🛡️ Home Insurance Calculator
Enter your home's rebuild value, location risk, deductible, and personal-property share for a rough estimate of your annual and monthly homeowners-insurance premium.
🏠 Value, Risk & Deductible
What is a Home Insurance Calculator?
It produces a quick homeowners-insurance ballpark by building a coverage amount from your dwelling (rebuild) value plus a share for personal property, then applying a base rate per $1,000 that reflects your location's risk band. It finishes by adjusting for your deductible — a higher one lowers the premium, a lower one raises it — to land on annual and monthly figures.
Use it to fold insurance into a home budget, see how a higher deductible could trim the cost, or compare neighborhoods. This is a rough estimate only — get an actual quote from an insurer before you rely on the number.
❓ Frequently Asked Questions
Should I insure for market value or rebuild cost?
For the dwelling coverage you want rebuild (replacement) cost — what it would take to reconstruct the home — not the market price, which includes the land.
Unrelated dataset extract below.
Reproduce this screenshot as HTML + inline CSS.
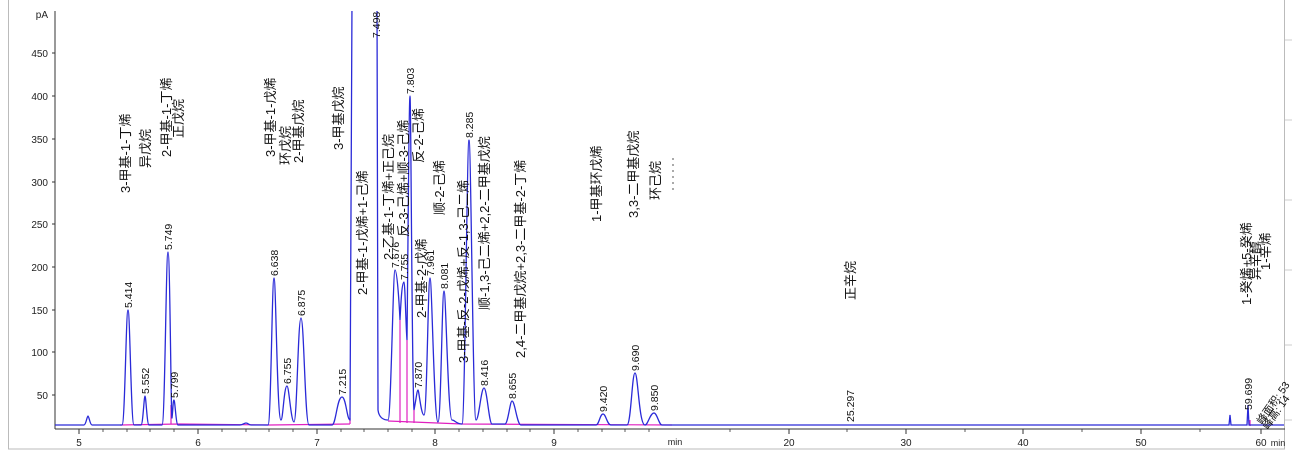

A home can be worth far more or less to buy than to rebuild, and insuring to market value often means paying for coverage you can't claim or, worse, being underinsured. Enter your estimated rebuild cost as the dwelling value.
How does the deductible affect the premium?
The deductible is what you pay out of pocket before coverage kicks in. Choosing a higher deductible lowers your annual premium because you're absorbing more of small claims yourself, while a low deductible raises it. This calculator applies a discount for a $2,500-or-higher deductible and a surcharge for one under $1,000, mirroring how insurers typically price the trade-off.
What does location risk represent?
It's a coarse stand-in for the many geographic factors insurers weigh — wildfire, flood and storm exposure, crime, distance to a fire station, and local claim history. A high-risk area carries a higher base rate per $1,000 of coverage than a low-risk one. Pick the band that best fits your area to nudge the estimate in the right direction.
How accurate is this estimate?
It's a rough ballpark for budgeting only. Real premiums depend on dozens of underwriting details — roof age and material, claims and credit history, security systems, and specific perils — that no simple tool captures. Get an actual quote from an insurer before relying on the number.